> [DATASET EXTRACT]:
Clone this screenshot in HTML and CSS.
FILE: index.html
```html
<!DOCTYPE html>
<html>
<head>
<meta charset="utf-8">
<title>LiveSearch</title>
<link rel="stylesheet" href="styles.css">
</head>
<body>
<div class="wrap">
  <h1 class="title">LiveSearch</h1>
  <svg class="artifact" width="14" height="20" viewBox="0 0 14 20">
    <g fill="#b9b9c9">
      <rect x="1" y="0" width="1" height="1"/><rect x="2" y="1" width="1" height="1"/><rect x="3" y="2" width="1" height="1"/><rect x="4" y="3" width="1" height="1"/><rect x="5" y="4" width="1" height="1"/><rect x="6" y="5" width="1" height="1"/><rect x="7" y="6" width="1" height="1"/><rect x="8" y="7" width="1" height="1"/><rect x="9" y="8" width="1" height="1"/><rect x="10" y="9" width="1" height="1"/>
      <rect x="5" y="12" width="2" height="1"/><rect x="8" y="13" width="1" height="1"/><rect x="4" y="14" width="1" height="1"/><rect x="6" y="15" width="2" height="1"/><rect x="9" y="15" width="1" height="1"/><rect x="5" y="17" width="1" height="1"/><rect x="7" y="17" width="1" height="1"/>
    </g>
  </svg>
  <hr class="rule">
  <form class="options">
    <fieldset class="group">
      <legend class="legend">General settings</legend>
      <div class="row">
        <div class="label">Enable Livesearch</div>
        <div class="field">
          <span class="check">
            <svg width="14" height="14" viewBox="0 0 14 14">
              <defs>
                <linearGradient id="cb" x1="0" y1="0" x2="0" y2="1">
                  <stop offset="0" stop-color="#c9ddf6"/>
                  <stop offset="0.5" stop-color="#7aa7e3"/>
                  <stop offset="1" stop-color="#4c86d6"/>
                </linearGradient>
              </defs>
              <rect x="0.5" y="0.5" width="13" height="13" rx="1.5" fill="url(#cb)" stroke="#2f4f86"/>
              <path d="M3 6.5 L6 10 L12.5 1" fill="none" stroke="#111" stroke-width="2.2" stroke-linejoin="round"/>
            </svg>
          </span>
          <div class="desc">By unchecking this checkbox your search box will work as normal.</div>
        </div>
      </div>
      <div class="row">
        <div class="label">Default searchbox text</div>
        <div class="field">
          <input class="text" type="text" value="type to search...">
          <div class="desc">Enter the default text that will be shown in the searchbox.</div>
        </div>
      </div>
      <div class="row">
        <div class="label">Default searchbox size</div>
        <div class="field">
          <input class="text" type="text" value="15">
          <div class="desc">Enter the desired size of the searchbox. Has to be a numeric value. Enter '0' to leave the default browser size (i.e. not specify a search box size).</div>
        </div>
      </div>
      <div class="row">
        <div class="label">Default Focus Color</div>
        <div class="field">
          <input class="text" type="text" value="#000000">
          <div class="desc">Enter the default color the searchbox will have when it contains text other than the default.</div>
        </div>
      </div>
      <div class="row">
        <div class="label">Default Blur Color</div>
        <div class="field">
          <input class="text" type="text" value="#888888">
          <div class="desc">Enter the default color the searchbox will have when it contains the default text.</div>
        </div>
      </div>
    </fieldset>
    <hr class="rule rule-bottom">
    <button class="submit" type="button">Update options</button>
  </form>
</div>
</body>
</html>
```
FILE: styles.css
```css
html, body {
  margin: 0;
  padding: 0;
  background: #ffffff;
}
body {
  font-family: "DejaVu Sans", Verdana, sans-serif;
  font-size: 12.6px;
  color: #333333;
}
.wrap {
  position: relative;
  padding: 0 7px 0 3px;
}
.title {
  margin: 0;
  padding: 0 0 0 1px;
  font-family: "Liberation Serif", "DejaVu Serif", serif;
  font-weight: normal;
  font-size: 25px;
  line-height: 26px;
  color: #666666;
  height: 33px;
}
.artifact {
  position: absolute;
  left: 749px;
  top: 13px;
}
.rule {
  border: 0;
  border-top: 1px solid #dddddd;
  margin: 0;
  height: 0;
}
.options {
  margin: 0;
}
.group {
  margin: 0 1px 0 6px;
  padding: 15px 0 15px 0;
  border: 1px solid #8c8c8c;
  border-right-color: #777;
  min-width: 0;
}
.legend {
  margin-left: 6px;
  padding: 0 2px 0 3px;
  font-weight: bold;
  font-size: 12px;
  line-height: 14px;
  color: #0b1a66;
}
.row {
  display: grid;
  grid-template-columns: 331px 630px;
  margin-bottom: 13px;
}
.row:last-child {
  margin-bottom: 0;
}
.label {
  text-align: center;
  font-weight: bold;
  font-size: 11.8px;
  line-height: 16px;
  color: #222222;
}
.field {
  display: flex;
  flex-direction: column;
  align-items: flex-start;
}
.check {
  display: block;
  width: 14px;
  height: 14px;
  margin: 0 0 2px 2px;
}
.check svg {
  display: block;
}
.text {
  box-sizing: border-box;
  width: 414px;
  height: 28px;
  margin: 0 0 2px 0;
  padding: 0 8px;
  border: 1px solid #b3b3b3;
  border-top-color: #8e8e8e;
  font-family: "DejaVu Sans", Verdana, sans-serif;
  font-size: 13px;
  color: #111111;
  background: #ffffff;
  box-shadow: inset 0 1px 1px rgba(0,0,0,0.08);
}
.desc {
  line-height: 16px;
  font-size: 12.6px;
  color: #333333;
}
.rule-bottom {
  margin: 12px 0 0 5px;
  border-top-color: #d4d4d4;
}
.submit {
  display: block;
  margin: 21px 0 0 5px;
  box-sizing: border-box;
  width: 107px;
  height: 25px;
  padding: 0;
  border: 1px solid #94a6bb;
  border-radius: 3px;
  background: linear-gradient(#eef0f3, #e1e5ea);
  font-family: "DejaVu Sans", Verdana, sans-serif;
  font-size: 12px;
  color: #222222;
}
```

> [WHAT YOU WILL DO]: Locate the lines above that hold the word "this". Show every one of them.

> [RESPONSE]:
Clone this screenshot in HTML and CSS.
          <div class="desc">By unchecking this checkbox your search box will work as normal.</div>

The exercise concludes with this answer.